<<<<
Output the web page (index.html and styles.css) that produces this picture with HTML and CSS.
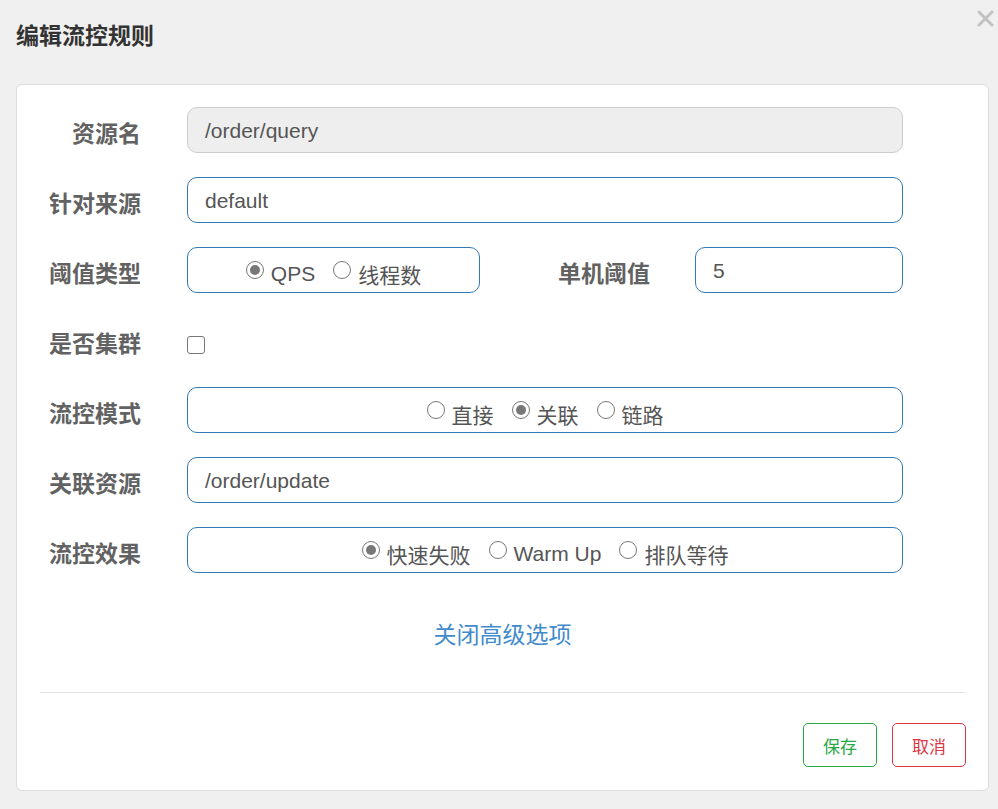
FILE: index.html
```html
<!DOCTYPE html>
<html lang="zh">
<head>
<meta charset="utf-8">
<title>编辑流控规则</title>
<link rel="stylesheet" href="styles.css">
</head>
<body>
<div class="header">
  <h4 class="title">编辑流控规则</h4>
  <span class="close"><svg width="17" height="17" viewBox="0 0 17 17"><path d="M2 2 L15 15 M15 2 L2 15" stroke="#c2c2c2" stroke-width="3" stroke-linecap="round"/></svg></span>
</div>
<div class="card">
  <form class="form">
    <div class="row">
      <label class="label">资源名</label>
      <div class="control input disabled">/order/query</div>
    </div>
    <div class="row">
      <label class="label">针对来源</label>
      <div class="control input">default</div>
    </div>
    <div class="row">
      <label class="label">阈值类型</label>
      <div class="radio-box small">
        <span class="radio checked"></span><span class="opt">QPS</span>
        <span class="radio"></span><span class="opt">线程数</span>
      </div>
      <label class="label mid">单机阈值</label>
      <div class="input short">5</div>
    </div>
    <div class="row">
      <label class="label">是否集群</label>
      <div class="check-wrap"><span class="checkbox"></span></div>
    </div>
    <div class="row">
      <label class="label">流控模式</label>
      <div class="control radio-box">
        <span class="radio"></span><span class="opt">直接</span>
        <span class="radio checked"></span><span class="opt">关联</span>
        <span class="radio"></span><span class="opt">链路</span>
      </div>
    </div>
    <div class="row">
      <label class="label">关联资源</label>
      <div class="control input">/order/update</div>
    </div>
    <div class="row">
      <label class="label">流控效果</label>
      <div class="control radio-box">
        <span class="radio checked"></span><span class="opt">快速失败</span>
        <span class="radio"></span><span class="opt">Warm Up</span>
        <span class="radio"></span><span class="opt">排队等待</span>
      </div>
    </div>
  </form>
  <div class="toggle"><a class="link">关闭高级选项</a></div>
  <hr class="divider">
  <div class="footer">
    <button class="btn save" type="button">保存</button>
    <button class="btn cancel" type="button">取消</button>
  </div>
</div>
</body>
</html>
```
FILE: styles.css
```css
* { box-sizing: border-box; }
html, body { margin: 0; padding: 0; }
body {
  background: #f0f0f0;
  font-family: "Liberation Sans", "Noto Sans CJK SC", sans-serif;
  color: #555;
  width: 998px;
  height: 809px;
  overflow: hidden;
}
.header {
  display: flex;
  justify-content: space-between;
  align-items: flex-start;
  height: 84px;
  padding: 0 4px 0 16px;
}
.title {
  margin: 21px 0 0 0;
  font-size: 23px;
  line-height: 30px;
  font-weight: bold;
  color: #333;
}
.close {
  margin-top: 10px;
  display: flex;
}
.card {
  margin: 0 9px 0 16px;
  height: 707px;
  background: #fff;
  border: 1px solid #dcdcdc;
  border-radius: 6px;
}
.form {
  padding-top: 22px;
  display: flex;
  flex-direction: column;
  gap: 24px;
}
.row {
  display: flex;
  align-items: center;
  height: 46px;
}
.label {
  width: 124px;
  margin-right: 46px;
  text-align: right;
  font-size: 23px;
  font-weight: bold;
  color: #626262;
  padding-top: 4px;
}
.label.mid {
  width: 170px;
  margin-right: 45px;
}
.control { width: 716px; }
.input {
  height: 46px;
  border: 1px solid #337ab7;
  border-radius: 10px;
  padding: 0 17px;
  display: flex;
  align-items: center;
  font-size: 21px;
  color: #555;
  padding-top: 1px;
}
.input.disabled {
  background: #eee;
  border-color: #ccc;
}
.input.short { width: 208px; }
.radio-box {
  height: 46px;
  border: 1px solid #337ab7;
  border-radius: 10px;
  display: flex;
  align-items: center;
  justify-content: center;
  font-size: 21px;
  color: #555;
  padding-top: 7px;
}
.radio-box.small { width: 293px; }
.radio {
  width: 18px;
  height: 18px;
  border: 1.5px solid #777;
  border-radius: 50%;
  display: inline-flex;
  align-items: center;
  justify-content: center;
  margin-right: 7px;
  margin-top: -7px;
  background: #fff;
}
.radio.checked::after {
  content: "";
  width: 10px;
  height: 10px;
  border-radius: 50%;
  background: #777;
}
.opt { margin-right: 18px; }
.opt:last-child { margin-right: 0; }
.check-wrap {
  display: flex;
  align-items: center;
  padding-top: 10px;
}
.checkbox {
  width: 18px;
  height: 18px;
  border: 1.5px solid #777;
  border-radius: 3px;
  background: #fff;
}
.toggle {
  text-align: center;
  margin-top: 45px;
  height: 34px;
}
.link {
  font-size: 23px;
  line-height: 34px;
  color: #428bca;
}
.divider {
  margin: 40px 23px 0 23px;
  border: 0;
  border-top: 1px solid #e3e3e3;
  height: 0;
}
.footer {
  display: flex;
  justify-content: flex-end;
  gap: 15px;
  padding: 30px 22px 0 0;
}
.btn {
  width: 74px;
  height: 44px;
  background: #fff;
  border-radius: 5px;
  font-family: "Liberation Sans", "Noto Sans CJK SC", sans-serif;
  font-size: 17px;
  padding: 0;
}
.btn.save { border: 1px solid #28a745; color: #28a745; }
.btn.cancel { border: 1px solid #dc3545; color: #dc3545; }
```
>>>>
Copy the material shown above in full and exactly. Skip the pictures.

Output the web page (index.html and styles.css) that produces this picture with HTML and CSS.
FILE: index.html
```html
<!DOCTYPE html>
<html lang="zh">
<head>
<meta charset="utf-8">
<title>编辑流控规则</title>
<link rel="stylesheet" href="styles.css">
</head>
<body>
<div class="header">
  <h4 class="title">编辑流控规则</h4>
  <span class="close"><svg width="17" height="17" viewBox="0 0 17 17"><path d="M2 2 L15 15 M15 2 L2 15" stroke="#c2c2c2" stroke-width="3" stroke-linecap="round"/></svg></span>
</div>
<div class="card">
  <form class="form">
    <div class="row">
      <label class="label">资源名</label>
      <div class="control input disabled">/order/query</div>
    </div>
    <div class="row">
      <label class="label">针对来源</label>
      <div class="control input">default</div>
    </div>
    <div class="row">
      <label class="label">阈值类型</label>
      <div class="radio-box small">
        <span class="radio checked"></span><span class="opt">QPS</span>
        <span class="radio"></span><span class="opt">线程数</span>
      </div>
      <label class="label mid">单机阈值</label>
      <div class="input short">5</div>
    </div>
    <div class="row">
      <label class="label">是否集群</label>
      <div class="check-wrap"><span class="checkbox"></span></div>
    </div>
    <div class="row">
      <label class="label">流控模式</label>
      <div class="control radio-box">
        <span class="radio"></span><span class="opt">直接</span>
        <span class="radio checked"></span><span class="opt">关联</span>
        <span class="radio"></span><span class="opt">链路</span>
      </div>
    </div>
    <div class="row">
      <label class="label">关联资源</label>
      <div class="control input">/order/update</div>
    </div>
    <div class="row">
      <label class="label">流控效果</label>
      <div class="control radio-box">
        <span class="radio checked"></span><span class="opt">快速失败</span>
        <span class="radio"></span><span class="opt">Warm Up</span>
        <span class="radio"></span><span class="opt">排队等待</span>
      </div>
    </div>
  </form>
  <div class="toggle"><a class="link">关闭高级选项</a></div>
  <hr class="divider">
  <div class="footer">
    <button class="btn save" type="button">保存</button>
    <button class="btn cancel" type="button">取消</button>
  </div>
</div>
</body>
</html>
```
FILE: styles.css
```css
* { box-sizing: border-box; }
html, body { margin: 0; padding: 0; }
body {
  background: #f0f0f0;
  font-family: "Liberation Sans", "Noto Sans CJK SC", sans-serif;
  color: #555;
  width: 998px;
  height: 809px;
  overflow: hidden;
}
.header {
  display: flex;
  justify-content: space-between;
  align-items: flex-start;
  height: 84px;
  padding: 0 4px 0 16px;
}
.title {
  margin: 21px 0 0 0;
  font-size: 23px;
  line-height: 30px;
  font-weight: bold;
  color: #333;
}
.close {
  margin-top: 10px;
  display: flex;
}
.card {
  margin: 0 9px 0 16px;
  height: 707px;
  background: #fff;
  border: 1px solid #dcdcdc;
  border-radius: 6px;
}
.form {
  padding-top: 22px;
  display: flex;
  flex-direction: column;
  gap: 24px;
}
.row {
  display: flex;
  align-items: center;
  height: 46px;
}
.label {
  width: 124px;
  margin-right: 46px;
  text-align: right;
  font-size: 23px;
  font-weight: bold;
  color: #626262;
  padding-top: 4px;
}
.label.mid {
  width: 170px;
  margin-right: 45px;
}
.control { width: 716px; }
.input {
  height: 46px;
  border: 1px solid #337ab7;
  border-radius: 10px;
  padding: 0 17px;
  display: flex;
  align-items: center;
  font-size: 21px;
  color: #555;
  padding-top: 1px;
}
.input.disabled {
  background: #eee;
  border-color: #ccc;
}
.input.short { width: 208px; }
.radio-box {
  height: 46px;
  border: 1px solid #337ab7;
  border-radius: 10px;
  display: flex;
  align-items: center;
  justify-content: center;
  font-size: 21px;
  color: #555;
  padding-top: 7px;
}
.radio-box.small { width: 293px; }
.radio {
  width: 18px;
  height: 18px;
  border: 1.5px solid #777;
  border-radius: 50%;
  display: inline-flex;
  align-items: center;
  justify-content: center;
  margin-right: 7px;
  margin-top: -7px;
  background: #fff;
}
.radio.checked::after {
  content: "";
  width: 10px;
  height: 10px;
  border-radius: 50%;
  background: #777;
}
.opt { margin-right: 18px; }
.opt:last-child { margin-right: 0; }
.check-wrap {
  display: flex;
  align-items: center;
  padding-top: 10px;
}
.checkbox {
  width: 18px;
  height: 18px;
  border: 1.5px solid #777;
  border-radius: 3px;
  background: #fff;
}
.toggle {
  text-align: center;
  margin-top: 45px;
  height: 34px;
}
.link {
  font-size: 23px;
  line-height: 34px;
  color: #428bca;
}
.divider {
  margin: 40px 23px 0 23px;
  border: 0;
  border-top: 1px solid #e3e3e3;
  height: 0;
}
.footer {
  display: flex;
  justify-content: flex-end;
  gap: 15px;
  padding: 30px 22px 0 0;
}
.btn {
  width: 74px;
  height: 44px;
  background: #fff;
  border-radius: 5px;
  font-family: "Liberation Sans", "Noto Sans CJK SC", sans-serif;
  font-size: 17px;
  padding: 0;
}
.btn.save { border: 1px solid #28a745; color: #28a745; }
.btn.cancel { border: 1px solid #dc3545; color: #dc3545; }
```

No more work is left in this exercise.